--- Start of Data for this task ---

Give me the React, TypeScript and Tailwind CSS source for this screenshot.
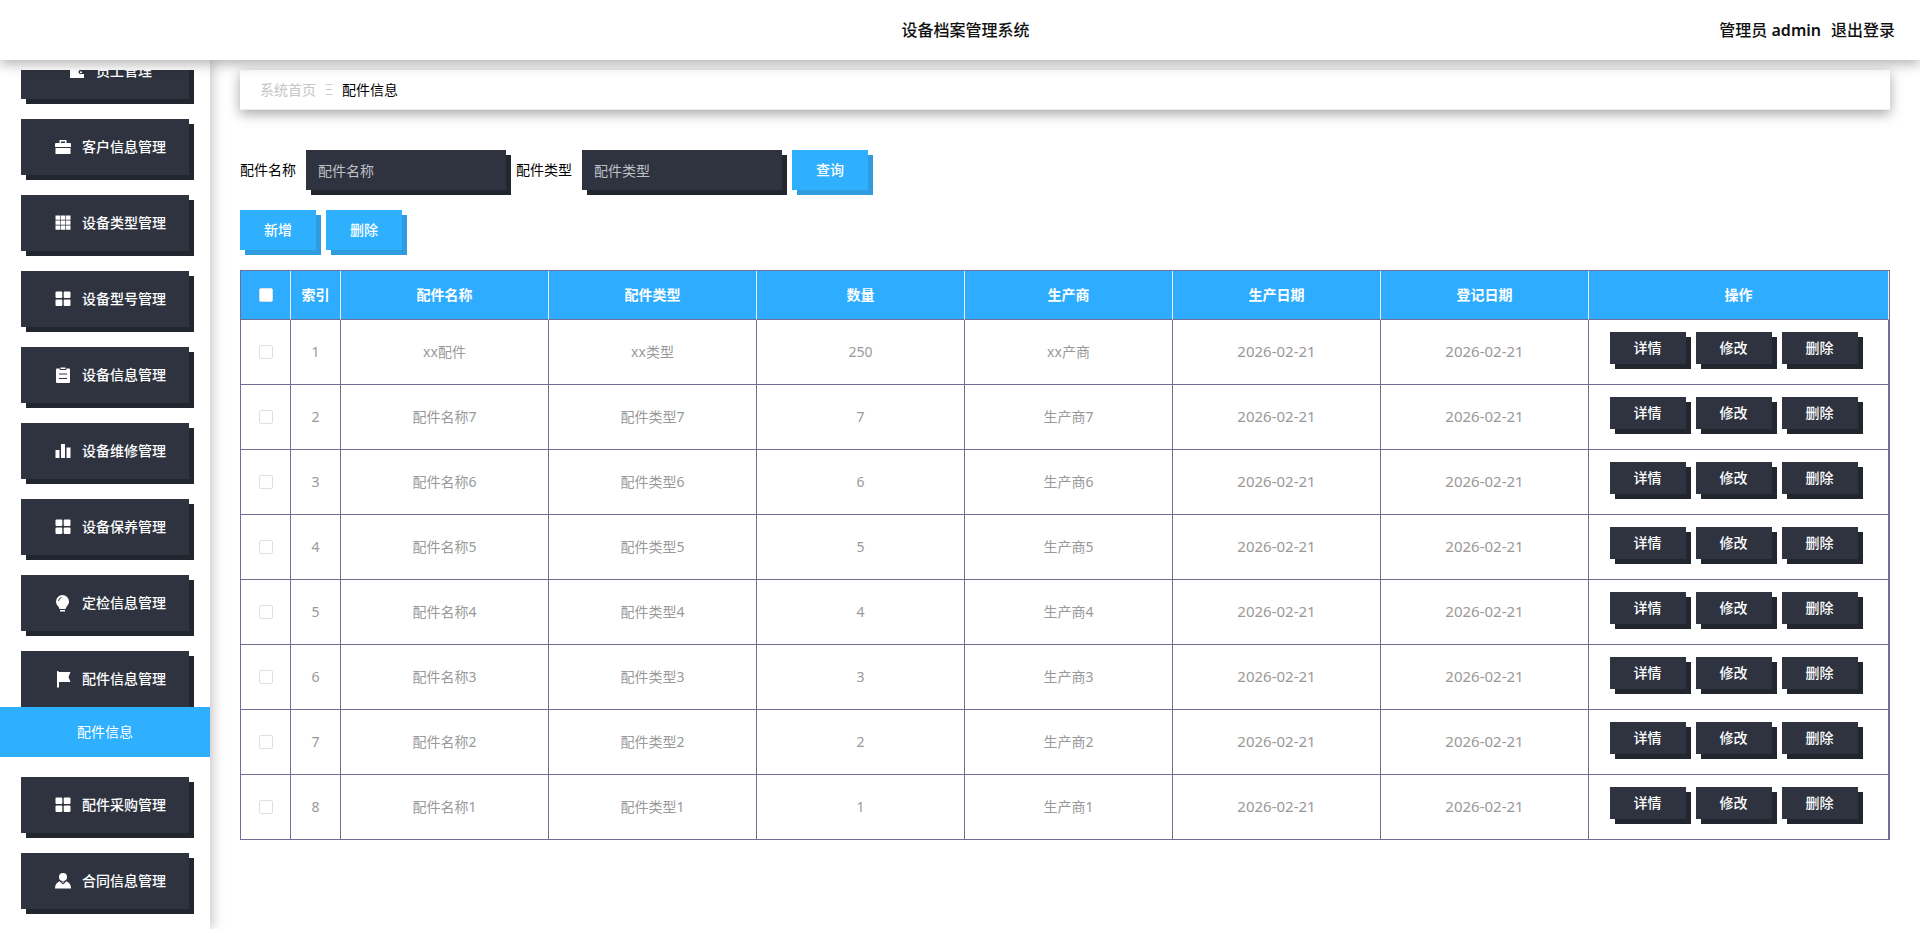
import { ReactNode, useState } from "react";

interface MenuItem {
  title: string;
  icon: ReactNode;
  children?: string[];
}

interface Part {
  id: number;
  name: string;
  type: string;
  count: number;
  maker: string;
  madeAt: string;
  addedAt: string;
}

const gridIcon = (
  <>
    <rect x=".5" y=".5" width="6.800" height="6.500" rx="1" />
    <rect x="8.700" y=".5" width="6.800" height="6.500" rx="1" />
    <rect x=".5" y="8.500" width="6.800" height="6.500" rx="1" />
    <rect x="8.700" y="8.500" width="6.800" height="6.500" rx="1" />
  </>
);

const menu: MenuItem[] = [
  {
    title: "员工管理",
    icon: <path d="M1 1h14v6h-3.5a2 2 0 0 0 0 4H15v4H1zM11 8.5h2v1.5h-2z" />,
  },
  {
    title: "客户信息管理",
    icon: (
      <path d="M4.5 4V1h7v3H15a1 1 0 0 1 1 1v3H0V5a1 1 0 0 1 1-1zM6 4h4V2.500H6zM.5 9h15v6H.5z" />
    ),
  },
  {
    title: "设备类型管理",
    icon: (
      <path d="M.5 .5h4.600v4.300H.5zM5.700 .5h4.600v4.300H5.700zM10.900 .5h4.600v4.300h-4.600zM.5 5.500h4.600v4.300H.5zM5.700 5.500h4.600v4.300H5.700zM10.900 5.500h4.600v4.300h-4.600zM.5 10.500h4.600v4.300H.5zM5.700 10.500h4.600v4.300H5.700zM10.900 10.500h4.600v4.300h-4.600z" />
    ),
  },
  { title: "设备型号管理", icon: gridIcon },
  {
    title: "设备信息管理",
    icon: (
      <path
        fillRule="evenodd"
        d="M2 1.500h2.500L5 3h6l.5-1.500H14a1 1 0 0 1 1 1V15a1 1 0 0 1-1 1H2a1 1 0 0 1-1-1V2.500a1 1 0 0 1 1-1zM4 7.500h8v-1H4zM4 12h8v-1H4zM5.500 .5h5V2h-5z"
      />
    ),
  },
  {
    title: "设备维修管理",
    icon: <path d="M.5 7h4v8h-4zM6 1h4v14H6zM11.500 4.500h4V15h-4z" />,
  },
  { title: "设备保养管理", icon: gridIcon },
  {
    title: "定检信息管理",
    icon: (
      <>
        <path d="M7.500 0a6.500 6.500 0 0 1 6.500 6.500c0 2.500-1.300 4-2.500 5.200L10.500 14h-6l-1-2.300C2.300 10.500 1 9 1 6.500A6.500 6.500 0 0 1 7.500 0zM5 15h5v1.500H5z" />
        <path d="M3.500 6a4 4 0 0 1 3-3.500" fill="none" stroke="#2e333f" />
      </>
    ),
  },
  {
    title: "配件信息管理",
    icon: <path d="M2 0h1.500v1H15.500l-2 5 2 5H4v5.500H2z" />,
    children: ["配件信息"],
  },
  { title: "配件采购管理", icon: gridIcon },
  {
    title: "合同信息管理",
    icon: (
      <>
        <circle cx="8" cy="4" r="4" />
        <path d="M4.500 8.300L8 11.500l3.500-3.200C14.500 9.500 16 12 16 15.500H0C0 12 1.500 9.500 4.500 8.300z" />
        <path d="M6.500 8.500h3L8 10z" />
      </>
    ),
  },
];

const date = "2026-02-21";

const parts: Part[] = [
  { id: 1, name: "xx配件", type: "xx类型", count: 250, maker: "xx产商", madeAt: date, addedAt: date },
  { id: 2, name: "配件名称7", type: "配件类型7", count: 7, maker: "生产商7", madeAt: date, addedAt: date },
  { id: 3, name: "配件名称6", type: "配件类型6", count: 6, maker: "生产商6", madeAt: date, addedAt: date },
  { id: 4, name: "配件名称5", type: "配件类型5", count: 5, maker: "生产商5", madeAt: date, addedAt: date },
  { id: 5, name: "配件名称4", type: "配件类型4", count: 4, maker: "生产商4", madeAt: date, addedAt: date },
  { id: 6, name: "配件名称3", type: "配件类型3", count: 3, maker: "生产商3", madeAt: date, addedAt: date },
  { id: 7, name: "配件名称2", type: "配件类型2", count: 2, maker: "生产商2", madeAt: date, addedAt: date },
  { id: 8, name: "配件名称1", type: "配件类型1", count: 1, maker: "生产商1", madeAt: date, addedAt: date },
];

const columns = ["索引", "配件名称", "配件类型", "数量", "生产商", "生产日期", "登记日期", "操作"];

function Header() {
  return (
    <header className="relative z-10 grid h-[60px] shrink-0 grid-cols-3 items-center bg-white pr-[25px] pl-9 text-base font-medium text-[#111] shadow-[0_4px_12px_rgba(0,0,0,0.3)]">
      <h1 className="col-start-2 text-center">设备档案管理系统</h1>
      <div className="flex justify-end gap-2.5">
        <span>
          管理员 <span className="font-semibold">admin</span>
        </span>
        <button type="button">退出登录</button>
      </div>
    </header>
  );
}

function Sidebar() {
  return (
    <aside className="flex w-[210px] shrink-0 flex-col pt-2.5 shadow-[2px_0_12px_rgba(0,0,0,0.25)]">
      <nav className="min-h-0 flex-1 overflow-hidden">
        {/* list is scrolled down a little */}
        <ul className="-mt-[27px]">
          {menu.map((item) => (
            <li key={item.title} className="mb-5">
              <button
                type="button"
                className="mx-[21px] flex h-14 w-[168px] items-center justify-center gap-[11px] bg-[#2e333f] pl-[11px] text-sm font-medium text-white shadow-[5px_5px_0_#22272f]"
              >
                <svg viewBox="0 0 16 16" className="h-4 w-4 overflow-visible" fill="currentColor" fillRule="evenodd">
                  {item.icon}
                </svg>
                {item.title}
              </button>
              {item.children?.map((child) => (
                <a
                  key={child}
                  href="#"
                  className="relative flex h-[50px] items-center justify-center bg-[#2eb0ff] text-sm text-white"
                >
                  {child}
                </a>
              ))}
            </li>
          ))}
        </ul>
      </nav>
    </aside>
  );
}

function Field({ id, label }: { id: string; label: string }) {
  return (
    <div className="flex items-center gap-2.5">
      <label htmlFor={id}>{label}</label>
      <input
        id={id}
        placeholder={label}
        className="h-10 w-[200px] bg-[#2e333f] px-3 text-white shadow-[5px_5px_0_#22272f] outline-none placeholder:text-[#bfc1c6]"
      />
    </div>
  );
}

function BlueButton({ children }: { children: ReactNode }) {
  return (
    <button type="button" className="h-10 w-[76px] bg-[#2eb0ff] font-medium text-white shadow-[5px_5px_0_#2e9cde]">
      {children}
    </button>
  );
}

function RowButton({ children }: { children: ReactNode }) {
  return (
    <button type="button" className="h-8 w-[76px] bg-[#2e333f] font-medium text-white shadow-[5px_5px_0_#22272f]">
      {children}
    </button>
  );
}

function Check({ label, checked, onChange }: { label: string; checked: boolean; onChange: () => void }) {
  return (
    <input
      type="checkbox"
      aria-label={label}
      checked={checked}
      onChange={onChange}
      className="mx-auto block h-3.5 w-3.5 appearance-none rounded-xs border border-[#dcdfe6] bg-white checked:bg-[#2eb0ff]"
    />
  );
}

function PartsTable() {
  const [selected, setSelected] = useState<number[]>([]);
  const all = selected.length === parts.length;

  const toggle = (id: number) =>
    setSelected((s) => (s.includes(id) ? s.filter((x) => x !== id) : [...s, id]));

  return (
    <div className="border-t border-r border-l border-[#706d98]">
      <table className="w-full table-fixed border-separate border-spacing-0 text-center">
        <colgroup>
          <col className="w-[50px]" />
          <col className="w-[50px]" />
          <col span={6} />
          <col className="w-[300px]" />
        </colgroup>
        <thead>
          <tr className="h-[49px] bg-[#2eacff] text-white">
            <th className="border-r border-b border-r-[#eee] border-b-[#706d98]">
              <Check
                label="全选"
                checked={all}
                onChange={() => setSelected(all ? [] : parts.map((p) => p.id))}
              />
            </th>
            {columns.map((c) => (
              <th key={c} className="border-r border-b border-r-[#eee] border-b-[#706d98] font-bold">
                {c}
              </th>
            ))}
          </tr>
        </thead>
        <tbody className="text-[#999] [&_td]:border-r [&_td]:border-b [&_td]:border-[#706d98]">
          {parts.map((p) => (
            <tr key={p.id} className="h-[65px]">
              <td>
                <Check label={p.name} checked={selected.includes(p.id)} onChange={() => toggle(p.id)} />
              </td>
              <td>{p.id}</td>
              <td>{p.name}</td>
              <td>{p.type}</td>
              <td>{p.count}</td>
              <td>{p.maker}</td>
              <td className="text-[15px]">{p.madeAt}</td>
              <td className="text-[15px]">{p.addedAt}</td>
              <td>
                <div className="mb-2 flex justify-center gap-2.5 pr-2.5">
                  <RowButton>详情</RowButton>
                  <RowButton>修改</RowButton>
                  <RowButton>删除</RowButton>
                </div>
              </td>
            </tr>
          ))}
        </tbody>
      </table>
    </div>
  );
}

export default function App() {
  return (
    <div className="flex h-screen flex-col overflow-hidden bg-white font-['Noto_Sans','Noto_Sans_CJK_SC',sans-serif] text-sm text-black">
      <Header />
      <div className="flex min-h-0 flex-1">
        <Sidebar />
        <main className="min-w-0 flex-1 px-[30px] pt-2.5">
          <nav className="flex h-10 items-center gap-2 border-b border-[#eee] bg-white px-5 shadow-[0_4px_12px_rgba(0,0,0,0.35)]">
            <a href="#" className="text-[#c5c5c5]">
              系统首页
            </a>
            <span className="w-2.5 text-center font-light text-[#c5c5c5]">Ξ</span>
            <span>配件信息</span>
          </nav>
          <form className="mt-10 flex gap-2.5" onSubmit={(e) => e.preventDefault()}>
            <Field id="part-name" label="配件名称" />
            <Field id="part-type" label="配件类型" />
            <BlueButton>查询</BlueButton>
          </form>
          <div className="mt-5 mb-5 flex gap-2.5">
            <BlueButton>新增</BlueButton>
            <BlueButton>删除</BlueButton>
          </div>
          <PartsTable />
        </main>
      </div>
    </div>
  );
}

--- End of Data for this task ---
--- Start of Data for this task ---

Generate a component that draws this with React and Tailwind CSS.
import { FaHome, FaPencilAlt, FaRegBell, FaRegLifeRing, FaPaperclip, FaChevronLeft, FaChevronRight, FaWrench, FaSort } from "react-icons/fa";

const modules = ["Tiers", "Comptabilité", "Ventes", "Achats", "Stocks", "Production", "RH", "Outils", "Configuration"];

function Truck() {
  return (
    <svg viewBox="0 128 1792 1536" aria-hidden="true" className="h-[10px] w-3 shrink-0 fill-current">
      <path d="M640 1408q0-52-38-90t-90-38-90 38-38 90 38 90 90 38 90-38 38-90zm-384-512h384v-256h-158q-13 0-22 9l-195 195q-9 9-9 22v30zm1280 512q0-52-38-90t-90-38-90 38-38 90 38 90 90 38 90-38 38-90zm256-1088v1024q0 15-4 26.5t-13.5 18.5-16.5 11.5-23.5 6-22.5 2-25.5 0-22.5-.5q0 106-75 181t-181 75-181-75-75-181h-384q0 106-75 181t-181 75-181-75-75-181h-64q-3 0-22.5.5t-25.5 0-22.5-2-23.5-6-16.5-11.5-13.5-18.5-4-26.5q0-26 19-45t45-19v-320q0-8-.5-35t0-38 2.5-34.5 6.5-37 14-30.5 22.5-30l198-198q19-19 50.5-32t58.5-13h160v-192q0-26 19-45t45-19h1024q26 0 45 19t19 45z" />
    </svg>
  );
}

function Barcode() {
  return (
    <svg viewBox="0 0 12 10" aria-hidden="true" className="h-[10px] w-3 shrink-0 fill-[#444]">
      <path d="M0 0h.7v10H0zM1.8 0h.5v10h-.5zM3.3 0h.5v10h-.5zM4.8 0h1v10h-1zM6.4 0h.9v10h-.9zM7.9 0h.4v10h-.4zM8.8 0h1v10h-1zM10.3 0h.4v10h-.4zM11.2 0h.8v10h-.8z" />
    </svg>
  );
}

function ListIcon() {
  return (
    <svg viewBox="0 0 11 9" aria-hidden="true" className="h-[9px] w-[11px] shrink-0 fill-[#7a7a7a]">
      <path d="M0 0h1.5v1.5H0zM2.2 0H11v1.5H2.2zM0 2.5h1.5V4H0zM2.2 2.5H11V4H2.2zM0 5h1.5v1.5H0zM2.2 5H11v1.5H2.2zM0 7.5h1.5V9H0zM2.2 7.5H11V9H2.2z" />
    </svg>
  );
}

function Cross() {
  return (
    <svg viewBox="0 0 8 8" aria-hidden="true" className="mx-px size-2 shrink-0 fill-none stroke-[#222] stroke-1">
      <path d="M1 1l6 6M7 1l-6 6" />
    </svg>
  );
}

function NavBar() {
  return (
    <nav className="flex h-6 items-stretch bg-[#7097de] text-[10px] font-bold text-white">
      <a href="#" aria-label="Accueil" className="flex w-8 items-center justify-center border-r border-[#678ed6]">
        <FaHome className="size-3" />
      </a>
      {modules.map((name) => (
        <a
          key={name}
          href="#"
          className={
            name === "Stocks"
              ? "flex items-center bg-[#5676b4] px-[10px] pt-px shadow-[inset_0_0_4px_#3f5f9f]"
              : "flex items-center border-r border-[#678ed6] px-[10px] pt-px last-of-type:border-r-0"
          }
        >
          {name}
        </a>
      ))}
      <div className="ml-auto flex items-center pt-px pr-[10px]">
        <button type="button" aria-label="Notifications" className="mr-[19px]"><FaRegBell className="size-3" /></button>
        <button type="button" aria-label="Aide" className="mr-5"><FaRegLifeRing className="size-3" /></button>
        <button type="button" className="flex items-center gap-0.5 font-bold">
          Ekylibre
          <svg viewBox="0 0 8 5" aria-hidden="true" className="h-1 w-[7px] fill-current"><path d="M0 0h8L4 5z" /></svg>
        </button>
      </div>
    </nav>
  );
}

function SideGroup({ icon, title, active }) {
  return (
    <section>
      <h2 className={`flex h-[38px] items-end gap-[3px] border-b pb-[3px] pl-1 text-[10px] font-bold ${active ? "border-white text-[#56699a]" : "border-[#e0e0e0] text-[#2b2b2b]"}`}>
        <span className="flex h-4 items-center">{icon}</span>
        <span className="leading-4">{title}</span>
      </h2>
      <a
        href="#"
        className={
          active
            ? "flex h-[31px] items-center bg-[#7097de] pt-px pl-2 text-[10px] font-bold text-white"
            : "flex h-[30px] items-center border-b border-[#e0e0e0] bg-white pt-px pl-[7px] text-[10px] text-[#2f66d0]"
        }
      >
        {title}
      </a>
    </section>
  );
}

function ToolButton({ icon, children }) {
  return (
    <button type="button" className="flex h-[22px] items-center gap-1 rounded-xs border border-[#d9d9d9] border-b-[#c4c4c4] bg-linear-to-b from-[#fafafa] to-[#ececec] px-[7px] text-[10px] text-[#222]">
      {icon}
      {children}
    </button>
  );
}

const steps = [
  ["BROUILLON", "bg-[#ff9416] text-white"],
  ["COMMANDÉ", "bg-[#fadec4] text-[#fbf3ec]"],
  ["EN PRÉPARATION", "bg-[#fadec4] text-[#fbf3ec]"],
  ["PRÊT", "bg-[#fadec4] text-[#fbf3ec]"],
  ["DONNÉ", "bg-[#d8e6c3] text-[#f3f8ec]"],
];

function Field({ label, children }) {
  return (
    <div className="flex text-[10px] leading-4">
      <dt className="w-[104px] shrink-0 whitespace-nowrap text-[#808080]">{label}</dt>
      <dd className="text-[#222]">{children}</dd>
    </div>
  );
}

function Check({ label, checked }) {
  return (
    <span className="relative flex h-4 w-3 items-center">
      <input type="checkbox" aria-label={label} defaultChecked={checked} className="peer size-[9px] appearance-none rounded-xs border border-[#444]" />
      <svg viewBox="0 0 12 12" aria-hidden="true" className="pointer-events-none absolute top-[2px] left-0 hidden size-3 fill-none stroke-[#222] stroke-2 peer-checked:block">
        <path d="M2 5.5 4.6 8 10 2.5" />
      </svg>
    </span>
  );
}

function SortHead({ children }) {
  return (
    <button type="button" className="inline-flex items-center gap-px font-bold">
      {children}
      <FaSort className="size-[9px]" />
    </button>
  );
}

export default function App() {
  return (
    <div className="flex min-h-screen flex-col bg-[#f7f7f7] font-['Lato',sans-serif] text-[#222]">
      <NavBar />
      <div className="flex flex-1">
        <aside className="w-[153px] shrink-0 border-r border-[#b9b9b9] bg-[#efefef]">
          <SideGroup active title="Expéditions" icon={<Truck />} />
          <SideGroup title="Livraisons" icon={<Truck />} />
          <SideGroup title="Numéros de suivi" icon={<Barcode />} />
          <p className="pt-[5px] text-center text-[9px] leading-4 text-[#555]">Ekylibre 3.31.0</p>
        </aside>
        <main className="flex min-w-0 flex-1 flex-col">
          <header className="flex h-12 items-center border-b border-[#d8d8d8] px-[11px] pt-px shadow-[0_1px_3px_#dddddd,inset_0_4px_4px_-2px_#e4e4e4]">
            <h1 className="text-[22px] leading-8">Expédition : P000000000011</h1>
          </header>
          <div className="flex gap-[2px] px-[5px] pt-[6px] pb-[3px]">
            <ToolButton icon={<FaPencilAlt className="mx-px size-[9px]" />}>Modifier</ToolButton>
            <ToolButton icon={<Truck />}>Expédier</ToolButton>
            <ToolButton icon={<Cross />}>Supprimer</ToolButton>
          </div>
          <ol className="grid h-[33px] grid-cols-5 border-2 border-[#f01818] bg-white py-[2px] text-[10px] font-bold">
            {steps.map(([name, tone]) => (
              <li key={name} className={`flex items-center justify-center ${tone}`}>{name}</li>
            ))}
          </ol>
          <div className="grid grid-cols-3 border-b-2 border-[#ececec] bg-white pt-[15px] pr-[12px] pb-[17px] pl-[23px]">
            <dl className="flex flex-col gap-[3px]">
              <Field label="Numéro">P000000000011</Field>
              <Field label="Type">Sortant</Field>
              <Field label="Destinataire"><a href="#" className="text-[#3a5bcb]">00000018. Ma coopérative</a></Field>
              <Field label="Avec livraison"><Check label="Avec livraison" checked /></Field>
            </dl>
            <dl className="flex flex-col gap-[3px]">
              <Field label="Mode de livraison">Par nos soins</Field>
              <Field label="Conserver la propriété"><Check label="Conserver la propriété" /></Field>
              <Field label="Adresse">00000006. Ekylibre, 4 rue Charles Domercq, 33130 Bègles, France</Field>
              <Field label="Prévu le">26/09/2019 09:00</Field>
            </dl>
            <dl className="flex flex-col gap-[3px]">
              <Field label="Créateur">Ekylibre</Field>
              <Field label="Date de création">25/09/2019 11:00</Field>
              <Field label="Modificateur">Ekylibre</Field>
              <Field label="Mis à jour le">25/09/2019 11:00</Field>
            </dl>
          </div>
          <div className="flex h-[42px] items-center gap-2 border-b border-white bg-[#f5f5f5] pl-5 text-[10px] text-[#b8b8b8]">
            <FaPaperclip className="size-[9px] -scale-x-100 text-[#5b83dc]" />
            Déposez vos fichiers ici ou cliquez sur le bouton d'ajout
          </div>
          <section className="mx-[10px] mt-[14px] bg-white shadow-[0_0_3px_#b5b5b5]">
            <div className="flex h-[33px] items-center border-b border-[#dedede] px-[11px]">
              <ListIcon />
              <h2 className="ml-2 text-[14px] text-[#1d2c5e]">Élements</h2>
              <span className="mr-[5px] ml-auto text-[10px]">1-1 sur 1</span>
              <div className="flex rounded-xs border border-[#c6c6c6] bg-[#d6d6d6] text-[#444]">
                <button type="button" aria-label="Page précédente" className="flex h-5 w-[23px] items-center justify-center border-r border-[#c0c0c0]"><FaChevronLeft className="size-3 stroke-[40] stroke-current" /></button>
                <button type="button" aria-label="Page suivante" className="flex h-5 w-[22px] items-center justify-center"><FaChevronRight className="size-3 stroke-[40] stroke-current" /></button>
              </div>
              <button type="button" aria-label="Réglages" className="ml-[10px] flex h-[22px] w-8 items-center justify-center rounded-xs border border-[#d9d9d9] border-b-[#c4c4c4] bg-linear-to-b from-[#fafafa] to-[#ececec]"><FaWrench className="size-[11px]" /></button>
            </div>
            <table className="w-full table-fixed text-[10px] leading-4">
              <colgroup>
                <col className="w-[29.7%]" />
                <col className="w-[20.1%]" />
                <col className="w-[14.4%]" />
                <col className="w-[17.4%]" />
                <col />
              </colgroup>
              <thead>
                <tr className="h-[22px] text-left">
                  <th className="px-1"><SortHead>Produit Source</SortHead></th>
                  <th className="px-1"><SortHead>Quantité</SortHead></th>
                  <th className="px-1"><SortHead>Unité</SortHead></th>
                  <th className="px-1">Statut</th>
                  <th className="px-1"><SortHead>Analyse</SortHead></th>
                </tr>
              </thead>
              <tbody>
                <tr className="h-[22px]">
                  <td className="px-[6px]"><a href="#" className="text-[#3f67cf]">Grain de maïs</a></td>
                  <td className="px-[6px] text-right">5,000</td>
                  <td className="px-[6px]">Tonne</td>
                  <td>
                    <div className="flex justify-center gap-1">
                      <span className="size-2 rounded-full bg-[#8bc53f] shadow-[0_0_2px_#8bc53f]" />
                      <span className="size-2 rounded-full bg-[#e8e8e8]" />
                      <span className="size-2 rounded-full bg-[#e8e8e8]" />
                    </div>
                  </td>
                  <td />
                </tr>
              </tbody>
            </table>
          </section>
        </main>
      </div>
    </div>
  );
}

--- End of Data for this task ---

# Objective:
Which lines contain "Tailwind"? Show each of them.

# Written response:
Give me the React, TypeScript and Tailwind CSS source for this screenshot.
Generate a component that draws this with React and Tailwind CSS.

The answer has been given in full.